With the mortise chisel, the mortise is cut faster (see the picture - the chisel in the back here is the one I'm talking about - these mortises are a bit small for a giant pigsticker, though they're long enough), the alignment is better and the chip clearing is far better - you can just hammer until you're done and then turn over whatever is being mortised when done.
https://i.imgur.com/4OW6iax.jpg
What's the point? If you're relatively new, don't rely on gimmick internet videos to make decisions. If bench chisels were better for cutting mortises, nobody would've been able to sell mortise chisels when there was little spare cash. you can test this kind of thing on your own relatively cheaply (just buy a used chisel like I've got here. The dealer for this chisel did make me pay a princely sum - something like $19, but it's a nice size for cabinet mortises in the size that I use a lot (1/4")
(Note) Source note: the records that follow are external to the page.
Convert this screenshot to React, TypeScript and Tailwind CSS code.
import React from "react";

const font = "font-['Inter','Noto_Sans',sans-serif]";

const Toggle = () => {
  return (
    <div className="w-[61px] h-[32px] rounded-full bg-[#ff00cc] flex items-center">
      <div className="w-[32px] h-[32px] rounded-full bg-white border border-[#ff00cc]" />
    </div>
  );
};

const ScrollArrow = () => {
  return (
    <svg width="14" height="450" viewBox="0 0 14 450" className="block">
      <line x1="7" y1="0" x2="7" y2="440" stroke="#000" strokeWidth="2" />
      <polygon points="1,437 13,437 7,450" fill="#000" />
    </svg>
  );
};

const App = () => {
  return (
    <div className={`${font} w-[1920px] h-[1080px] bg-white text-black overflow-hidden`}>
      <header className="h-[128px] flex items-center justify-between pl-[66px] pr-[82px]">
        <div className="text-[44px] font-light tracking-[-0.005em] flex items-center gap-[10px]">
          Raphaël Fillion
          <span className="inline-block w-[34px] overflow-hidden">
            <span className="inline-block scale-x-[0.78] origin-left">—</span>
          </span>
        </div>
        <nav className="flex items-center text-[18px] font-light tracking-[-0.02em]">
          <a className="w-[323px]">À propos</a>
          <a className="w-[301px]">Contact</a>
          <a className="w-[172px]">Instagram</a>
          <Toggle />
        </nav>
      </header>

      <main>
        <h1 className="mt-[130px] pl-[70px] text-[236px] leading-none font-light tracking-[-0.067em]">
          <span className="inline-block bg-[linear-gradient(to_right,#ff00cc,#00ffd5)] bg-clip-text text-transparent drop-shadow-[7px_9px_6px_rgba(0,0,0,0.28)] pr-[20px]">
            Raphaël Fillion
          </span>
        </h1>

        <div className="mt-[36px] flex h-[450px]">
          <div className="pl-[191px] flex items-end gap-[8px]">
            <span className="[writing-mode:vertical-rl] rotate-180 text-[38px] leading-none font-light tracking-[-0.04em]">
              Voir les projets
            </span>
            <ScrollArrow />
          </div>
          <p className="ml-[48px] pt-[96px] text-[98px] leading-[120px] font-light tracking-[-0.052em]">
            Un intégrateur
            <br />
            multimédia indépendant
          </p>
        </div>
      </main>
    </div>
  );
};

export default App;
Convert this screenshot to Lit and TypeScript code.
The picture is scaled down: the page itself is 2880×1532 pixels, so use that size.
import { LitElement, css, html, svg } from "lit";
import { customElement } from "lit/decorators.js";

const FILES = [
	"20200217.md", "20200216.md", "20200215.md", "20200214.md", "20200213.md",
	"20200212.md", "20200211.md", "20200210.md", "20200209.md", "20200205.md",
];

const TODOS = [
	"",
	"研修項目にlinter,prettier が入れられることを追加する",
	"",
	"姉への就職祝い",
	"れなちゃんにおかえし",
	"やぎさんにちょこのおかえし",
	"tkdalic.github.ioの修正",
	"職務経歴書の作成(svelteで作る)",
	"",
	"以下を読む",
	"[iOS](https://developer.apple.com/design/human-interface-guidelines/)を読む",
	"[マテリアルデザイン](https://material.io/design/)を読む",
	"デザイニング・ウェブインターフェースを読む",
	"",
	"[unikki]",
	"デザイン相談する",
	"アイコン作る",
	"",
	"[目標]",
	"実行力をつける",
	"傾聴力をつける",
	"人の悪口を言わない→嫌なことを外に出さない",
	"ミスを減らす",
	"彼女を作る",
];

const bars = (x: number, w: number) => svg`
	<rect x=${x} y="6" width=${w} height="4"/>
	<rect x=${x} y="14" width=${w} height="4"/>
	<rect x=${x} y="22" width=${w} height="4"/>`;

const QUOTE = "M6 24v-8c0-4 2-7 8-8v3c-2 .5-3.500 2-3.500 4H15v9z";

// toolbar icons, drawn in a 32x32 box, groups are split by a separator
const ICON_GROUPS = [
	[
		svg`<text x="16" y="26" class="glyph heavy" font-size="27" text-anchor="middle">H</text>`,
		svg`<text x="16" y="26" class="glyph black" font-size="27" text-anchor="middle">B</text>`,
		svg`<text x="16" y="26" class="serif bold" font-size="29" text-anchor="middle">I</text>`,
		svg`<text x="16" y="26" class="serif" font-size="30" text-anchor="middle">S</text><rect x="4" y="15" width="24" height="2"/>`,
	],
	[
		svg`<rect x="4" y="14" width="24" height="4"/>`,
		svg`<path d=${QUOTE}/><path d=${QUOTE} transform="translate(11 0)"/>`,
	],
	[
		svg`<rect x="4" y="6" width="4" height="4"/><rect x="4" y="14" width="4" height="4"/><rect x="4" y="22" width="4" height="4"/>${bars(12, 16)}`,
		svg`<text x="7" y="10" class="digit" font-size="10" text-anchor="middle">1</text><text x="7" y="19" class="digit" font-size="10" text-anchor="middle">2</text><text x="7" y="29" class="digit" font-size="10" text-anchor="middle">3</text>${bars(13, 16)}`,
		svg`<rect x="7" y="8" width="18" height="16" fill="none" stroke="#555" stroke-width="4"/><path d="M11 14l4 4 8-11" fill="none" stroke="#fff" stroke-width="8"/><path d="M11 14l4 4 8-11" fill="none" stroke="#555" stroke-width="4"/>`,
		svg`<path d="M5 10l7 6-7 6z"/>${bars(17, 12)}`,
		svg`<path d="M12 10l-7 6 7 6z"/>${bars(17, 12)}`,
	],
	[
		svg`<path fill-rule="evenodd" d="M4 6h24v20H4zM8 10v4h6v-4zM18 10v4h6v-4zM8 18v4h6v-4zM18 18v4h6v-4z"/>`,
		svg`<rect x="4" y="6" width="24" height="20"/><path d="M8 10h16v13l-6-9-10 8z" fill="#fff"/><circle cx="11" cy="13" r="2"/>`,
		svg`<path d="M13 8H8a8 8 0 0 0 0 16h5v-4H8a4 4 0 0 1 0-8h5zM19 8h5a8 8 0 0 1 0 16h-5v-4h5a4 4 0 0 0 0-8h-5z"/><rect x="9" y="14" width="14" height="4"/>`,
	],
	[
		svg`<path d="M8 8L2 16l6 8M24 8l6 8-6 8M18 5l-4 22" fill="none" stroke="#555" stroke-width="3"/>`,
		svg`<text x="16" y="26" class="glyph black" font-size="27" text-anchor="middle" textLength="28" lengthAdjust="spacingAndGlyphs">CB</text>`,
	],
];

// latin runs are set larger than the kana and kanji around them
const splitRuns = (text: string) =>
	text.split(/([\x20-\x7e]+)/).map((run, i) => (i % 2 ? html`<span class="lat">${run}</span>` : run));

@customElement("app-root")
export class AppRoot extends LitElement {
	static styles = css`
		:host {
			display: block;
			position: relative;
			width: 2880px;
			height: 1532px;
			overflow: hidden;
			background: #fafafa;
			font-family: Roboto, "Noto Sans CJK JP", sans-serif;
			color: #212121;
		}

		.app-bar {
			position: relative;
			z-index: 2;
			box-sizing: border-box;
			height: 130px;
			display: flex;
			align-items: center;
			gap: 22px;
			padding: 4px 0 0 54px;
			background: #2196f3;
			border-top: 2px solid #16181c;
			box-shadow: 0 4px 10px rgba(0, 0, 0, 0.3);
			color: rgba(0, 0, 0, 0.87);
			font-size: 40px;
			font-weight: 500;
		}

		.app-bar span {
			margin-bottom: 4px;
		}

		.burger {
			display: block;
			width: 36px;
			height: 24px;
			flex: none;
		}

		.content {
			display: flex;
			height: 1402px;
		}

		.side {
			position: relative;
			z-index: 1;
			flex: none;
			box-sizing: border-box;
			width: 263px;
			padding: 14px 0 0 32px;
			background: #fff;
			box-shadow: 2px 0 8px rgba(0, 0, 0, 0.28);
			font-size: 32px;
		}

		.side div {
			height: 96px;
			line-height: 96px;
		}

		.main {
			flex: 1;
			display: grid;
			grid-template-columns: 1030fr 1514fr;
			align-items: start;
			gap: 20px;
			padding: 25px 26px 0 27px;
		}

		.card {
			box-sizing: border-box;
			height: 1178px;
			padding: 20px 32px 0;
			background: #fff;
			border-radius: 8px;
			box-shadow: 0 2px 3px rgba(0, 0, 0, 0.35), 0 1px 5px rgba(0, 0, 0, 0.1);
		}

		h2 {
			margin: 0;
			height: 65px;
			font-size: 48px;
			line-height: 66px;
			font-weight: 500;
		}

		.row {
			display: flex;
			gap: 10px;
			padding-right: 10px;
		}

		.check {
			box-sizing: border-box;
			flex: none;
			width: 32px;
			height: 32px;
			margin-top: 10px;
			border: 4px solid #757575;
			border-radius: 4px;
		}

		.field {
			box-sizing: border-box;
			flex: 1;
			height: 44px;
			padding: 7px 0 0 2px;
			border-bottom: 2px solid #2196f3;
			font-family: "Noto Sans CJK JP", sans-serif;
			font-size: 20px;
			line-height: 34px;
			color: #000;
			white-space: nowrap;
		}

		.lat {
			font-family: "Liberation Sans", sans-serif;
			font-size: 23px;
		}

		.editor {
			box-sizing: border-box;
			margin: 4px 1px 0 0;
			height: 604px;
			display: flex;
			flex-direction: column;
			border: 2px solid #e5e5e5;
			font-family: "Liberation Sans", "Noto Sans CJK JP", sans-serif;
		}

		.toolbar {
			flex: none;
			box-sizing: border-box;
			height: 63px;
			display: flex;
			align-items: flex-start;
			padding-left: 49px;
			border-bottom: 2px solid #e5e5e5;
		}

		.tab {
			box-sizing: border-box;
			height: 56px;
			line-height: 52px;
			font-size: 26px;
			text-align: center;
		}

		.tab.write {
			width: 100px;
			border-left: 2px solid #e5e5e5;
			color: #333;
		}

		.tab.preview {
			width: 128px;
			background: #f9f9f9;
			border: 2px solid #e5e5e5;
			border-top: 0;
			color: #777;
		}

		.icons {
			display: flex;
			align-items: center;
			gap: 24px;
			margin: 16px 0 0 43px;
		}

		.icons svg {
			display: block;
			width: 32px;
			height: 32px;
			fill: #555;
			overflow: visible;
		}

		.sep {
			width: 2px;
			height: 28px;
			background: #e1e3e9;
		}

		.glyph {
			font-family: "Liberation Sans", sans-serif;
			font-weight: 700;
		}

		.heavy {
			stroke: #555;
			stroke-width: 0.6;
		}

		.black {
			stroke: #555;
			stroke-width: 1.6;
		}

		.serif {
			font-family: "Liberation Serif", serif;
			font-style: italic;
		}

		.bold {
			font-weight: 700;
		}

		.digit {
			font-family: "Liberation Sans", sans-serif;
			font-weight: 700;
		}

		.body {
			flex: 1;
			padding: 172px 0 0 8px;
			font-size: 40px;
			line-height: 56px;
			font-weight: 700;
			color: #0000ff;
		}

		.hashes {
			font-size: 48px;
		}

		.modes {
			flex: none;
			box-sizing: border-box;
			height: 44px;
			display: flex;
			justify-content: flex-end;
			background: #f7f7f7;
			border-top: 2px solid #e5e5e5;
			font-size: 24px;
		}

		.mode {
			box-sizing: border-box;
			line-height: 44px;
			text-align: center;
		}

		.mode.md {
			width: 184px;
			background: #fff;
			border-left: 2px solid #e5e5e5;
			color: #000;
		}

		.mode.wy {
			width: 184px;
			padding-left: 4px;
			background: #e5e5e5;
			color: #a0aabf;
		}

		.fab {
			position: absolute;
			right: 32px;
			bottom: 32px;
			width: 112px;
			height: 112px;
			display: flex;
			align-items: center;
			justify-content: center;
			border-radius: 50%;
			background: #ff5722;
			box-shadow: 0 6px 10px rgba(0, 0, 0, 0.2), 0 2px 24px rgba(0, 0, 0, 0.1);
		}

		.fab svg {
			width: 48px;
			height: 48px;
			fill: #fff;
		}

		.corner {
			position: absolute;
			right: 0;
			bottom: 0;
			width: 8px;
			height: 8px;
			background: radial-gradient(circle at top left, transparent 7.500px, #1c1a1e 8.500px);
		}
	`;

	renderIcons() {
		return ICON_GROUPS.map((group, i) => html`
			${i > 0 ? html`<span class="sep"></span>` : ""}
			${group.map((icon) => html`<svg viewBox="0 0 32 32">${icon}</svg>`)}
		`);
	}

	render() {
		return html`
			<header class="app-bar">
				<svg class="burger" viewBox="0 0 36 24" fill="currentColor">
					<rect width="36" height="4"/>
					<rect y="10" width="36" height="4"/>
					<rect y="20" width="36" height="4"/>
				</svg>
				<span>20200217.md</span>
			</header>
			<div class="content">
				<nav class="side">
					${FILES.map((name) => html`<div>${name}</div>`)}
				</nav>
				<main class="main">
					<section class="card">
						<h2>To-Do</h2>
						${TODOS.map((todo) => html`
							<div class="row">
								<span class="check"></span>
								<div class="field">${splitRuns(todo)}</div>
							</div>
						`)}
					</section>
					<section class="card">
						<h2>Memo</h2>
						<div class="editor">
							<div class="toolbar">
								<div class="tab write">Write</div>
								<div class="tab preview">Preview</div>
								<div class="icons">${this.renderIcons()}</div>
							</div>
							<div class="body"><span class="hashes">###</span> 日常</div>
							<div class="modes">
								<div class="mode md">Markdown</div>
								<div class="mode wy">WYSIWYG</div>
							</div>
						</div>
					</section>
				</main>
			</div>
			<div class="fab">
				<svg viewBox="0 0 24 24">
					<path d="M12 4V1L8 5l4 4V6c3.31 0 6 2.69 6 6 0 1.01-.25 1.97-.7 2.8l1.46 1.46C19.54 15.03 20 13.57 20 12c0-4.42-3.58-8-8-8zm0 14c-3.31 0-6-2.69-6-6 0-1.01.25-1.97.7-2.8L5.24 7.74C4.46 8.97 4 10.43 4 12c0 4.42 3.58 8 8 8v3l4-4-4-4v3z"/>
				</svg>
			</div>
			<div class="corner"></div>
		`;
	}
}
There is a type that also works better than anything made now, but you won't easily find them - I believe they're an artifact of hand making of tools - mortise chisels that taper slightly along their length. Not only do they have a tall cross section, but the bits of the chisel up from the edge don't get stuck in the cut easily, and the tool rotates and cuts more easily. The slight taper makes no real difference in cutting the mortise (in terms of accuracy). Why suspect it's an artifact of hand making? If you're forging a chisel by hand and have two targets to aim at - perfectly parallel or slightly biased to taper in width, the latter is far easier to make without causing a toxic problem (a chisel with spots wider than the cutting edge is toxic in a mortise, even if the error in making is small - I had a japanese chisel that wasn't quite right - it was like that, and it would stick so hard in normal mortise cutting that it broke).